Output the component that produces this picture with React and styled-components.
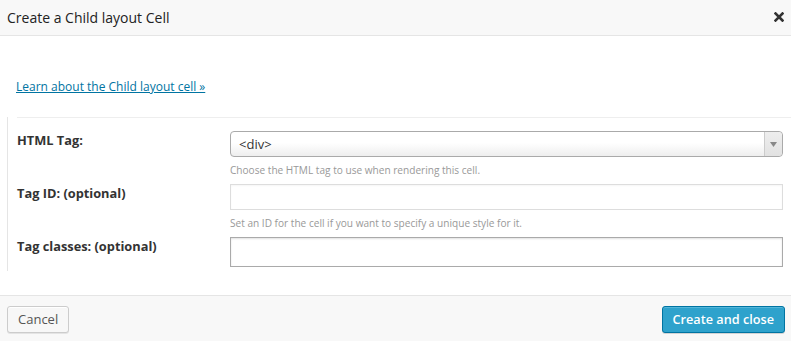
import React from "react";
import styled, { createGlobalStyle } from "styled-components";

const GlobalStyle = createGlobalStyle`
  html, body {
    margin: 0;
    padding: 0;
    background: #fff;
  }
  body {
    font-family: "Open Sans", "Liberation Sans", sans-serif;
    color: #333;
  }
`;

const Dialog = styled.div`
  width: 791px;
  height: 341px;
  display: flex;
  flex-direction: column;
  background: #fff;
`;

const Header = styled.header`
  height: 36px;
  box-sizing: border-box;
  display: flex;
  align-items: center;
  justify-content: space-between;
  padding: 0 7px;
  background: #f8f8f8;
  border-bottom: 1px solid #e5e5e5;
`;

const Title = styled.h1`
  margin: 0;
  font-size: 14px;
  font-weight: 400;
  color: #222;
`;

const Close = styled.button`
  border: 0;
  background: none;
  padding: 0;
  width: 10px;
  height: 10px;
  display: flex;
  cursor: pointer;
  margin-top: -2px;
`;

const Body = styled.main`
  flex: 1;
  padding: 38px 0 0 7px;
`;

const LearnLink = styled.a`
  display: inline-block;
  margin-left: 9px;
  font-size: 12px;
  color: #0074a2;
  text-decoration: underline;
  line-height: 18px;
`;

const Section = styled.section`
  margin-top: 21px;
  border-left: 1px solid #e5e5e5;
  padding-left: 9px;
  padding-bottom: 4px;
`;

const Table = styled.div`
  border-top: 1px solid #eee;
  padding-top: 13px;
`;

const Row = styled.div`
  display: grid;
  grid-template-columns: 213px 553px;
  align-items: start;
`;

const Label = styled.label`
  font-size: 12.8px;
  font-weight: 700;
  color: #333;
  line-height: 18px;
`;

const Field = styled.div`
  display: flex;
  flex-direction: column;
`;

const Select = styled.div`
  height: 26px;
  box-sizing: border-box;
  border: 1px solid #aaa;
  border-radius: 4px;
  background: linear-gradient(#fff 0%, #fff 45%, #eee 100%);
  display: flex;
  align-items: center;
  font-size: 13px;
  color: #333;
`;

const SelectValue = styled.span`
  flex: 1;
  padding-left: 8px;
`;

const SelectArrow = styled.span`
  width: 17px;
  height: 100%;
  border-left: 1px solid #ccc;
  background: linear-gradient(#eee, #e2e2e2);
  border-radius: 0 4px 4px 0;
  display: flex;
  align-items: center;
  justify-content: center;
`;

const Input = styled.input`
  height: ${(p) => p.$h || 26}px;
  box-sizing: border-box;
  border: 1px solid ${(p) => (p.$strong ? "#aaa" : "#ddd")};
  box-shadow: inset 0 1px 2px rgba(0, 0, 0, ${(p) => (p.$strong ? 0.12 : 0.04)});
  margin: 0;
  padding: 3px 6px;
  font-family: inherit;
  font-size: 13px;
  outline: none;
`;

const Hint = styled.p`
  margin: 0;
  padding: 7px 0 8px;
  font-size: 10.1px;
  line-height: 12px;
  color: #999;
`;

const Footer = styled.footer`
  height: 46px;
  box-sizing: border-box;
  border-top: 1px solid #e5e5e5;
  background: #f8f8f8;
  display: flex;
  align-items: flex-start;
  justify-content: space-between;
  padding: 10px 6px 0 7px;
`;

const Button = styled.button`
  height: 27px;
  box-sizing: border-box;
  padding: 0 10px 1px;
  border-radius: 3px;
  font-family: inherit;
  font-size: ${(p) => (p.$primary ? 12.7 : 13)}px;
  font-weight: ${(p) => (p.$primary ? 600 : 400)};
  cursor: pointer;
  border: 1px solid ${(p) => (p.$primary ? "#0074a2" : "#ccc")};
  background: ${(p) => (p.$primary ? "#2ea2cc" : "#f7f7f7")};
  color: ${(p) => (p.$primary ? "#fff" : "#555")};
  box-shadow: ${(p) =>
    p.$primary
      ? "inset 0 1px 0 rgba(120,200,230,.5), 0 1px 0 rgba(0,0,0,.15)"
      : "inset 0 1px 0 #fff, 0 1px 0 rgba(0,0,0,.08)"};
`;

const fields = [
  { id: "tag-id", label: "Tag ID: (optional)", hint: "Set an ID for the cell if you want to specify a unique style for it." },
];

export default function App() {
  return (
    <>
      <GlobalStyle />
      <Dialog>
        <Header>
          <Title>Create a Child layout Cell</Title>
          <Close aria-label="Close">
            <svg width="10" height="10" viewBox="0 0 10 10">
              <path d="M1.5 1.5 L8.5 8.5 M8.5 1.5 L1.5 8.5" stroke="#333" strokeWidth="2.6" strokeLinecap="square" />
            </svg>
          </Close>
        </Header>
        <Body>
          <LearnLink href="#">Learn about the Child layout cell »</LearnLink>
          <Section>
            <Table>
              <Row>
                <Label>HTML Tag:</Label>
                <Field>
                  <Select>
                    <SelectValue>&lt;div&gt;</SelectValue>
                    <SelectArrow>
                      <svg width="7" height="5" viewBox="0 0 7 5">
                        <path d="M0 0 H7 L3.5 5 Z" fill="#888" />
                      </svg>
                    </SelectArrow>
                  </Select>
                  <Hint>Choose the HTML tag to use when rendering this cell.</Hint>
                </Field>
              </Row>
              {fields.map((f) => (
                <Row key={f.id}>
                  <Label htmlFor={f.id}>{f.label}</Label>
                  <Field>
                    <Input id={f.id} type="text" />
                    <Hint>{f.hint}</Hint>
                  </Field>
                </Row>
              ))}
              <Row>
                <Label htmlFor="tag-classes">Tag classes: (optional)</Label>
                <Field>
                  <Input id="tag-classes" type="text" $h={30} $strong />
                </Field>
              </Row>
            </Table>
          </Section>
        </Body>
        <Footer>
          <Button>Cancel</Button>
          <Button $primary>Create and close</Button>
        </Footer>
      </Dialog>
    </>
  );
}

● Written instruction:
Exactly as written, return every line of the listing, but not the pictures.

● The completed task:
Output the component that produces this picture with React and styled-components.
import React from "react";
import styled, { createGlobalStyle } from "styled-components";

const GlobalStyle = createGlobalStyle`
  html, body {
    margin: 0;
    padding: 0;
    background: #fff;
  }
  body {
    font-family: "Open Sans", "Liberation Sans", sans-serif;
    color: #333;
  }
`;

const Dialog = styled.div`
  width: 791px;
  height: 341px;
  display: flex;
  flex-direction: column;
  background: #fff;
`;

const Header = styled.header`
  height: 36px;
  box-sizing: border-box;
  display: flex;
  align-items: center;
  justify-content: space-between;
  padding: 0 7px;
  background: #f8f8f8;
  border-bottom: 1px solid #e5e5e5;
`;

const Title = styled.h1`
  margin: 0;
  font-size: 14px;
  font-weight: 400;
  color: #222;
`;

const Close = styled.button`
  border: 0;
  background: none;
  padding: 0;
  width: 10px;
  height: 10px;
  display: flex;
  cursor: pointer;
  margin-top: -2px;
`;

const Body = styled.main`
  flex: 1;
  padding: 38px 0 0 7px;
`;

const LearnLink = styled.a`
  display: inline-block;
  margin-left: 9px;
  font-size: 12px;
  color: #0074a2;
  text-decoration: underline;
  line-height: 18px;
`;

const Section = styled.section`
  margin-top: 21px;
  border-left: 1px solid #e5e5e5;
  padding-left: 9px;
  padding-bottom: 4px;
`;

const Table = styled.div`
  border-top: 1px solid #eee;
  padding-top: 13px;
`;

const Row = styled.div`
  display: grid;
  grid-template-columns: 213px 553px;
  align-items: start;
`;

const Label = styled.label`
  font-size: 12.8px;
  font-weight: 700;
  color: #333;
  line-height: 18px;
`;

const Field = styled.div`
  display: flex;
  flex-direction: column;
`;

const Select = styled.div`
  height: 26px;
  box-sizing: border-box;
  border: 1px solid #aaa;
  border-radius: 4px;
  background: linear-gradient(#fff 0%, #fff 45%, #eee 100%);
  display: flex;
  align-items: center;
  font-size: 13px;
  color: #333;
`;

const SelectValue = styled.span`
  flex: 1;
  padding-left: 8px;
`;

const SelectArrow = styled.span`
  width: 17px;
  height: 100%;
  border-left: 1px solid #ccc;
  background: linear-gradient(#eee, #e2e2e2);
  border-radius: 0 4px 4px 0;
  display: flex;
  align-items: center;
  justify-content: center;
`;

const Input = styled.input`
  height: ${(p) => p.$h || 26}px;
  box-sizing: border-box;
  border: 1px solid ${(p) => (p.$strong ? "#aaa" : "#ddd")};
  box-shadow: inset 0 1px 2px rgba(0, 0, 0, ${(p) => (p.$strong ? 0.12 : 0.04)});
  margin: 0;
  padding: 3px 6px;
  font-family: inherit;
  font-size: 13px;
  outline: none;
`;

const Hint = styled.p`
  margin: 0;
  padding: 7px 0 8px;
  font-size: 10.1px;
  line-height: 12px;
  color: #999;
`;

const Footer = styled.footer`
  height: 46px;
  box-sizing: border-box;
  border-top: 1px solid #e5e5e5;
  background: #f8f8f8;
  display: flex;
  align-items: flex-start;
  justify-content: space-between;
  padding: 10px 6px 0 7px;
`;

const Button = styled.button`
  height: 27px;
  box-sizing: border-box;
  padding: 0 10px 1px;
  border-radius: 3px;
  font-family: inherit;
  font-size: ${(p) => (p.$primary ? 12.7 : 13)}px;
  font-weight: ${(p) => (p.$primary ? 600 : 400)};
  cursor: pointer;
  border: 1px solid ${(p) => (p.$primary ? "#0074a2" : "#ccc")};
  background: ${(p) => (p.$primary ? "#2ea2cc" : "#f7f7f7")};
  color: ${(p) => (p.$primary ? "#fff" : "#555")};
  box-shadow: ${(p) =>
    p.$primary
      ? "inset 0 1px 0 rgba(120,200,230,.5), 0 1px 0 rgba(0,0,0,.15)"
      : "inset 0 1px 0 #fff, 0 1px 0 rgba(0,0,0,.08)"};
`;

const fields = [
  { id: "tag-id", label: "Tag ID: (optional)", hint: "Set an ID for the cell if you want to specify a unique style for it." },
];

export default function App() {
  return (
    <>
      <GlobalStyle />
      <Dialog>
        <Header>
          <Title>Create a Child layout Cell</Title>
          <Close aria-label="Close">
            <svg width="10" height="10" viewBox="0 0 10 10">
              <path d="M1.5 1.5 L8.5 8.5 M8.5 1.5 L1.5 8.5" stroke="#333" strokeWidth="2.6" strokeLinecap="square" />
            </svg>
          </Close>
        </Header>
        <Body>
          <LearnLink href="#">Learn about the Child layout cell »</LearnLink>
          <Section>
            <Table>
              <Row>
                <Label>HTML Tag:</Label>
                <Field>
                  <Select>
                    <SelectValue>&lt;div&gt;</SelectValue>
                    <SelectArrow>
                      <svg width="7" height="5" viewBox="0 0 7 5">
                        <path d="M0 0 H7 L3.5 5 Z" fill="#888" />
                      </svg>
                    </SelectArrow>
                  </Select>
                  <Hint>Choose the HTML tag to use when rendering this cell.</Hint>
                </Field>
              </Row>
              {fields.map((f) => (
                <Row key={f.id}>
                  <Label htmlFor={f.id}>{f.label}</Label>
                  <Field>
                    <Input id={f.id} type="text" />
                    <Hint>{f.hint}</Hint>
                  </Field>
                </Row>
              ))}
              <Row>
                <Label htmlFor="tag-classes">Tag classes: (optional)</Label>
                <Field>
                  <Input id="tag-classes" type="text" $h={30} $strong />
                </Field>
              </Row>
            </Table>
          </Section>
        </Body>
        <Footer>
          <Button>Cancel</Button>
          <Button $primary>Create and close</Button>
        </Footer>
      </Dialog>
    </>
  );
}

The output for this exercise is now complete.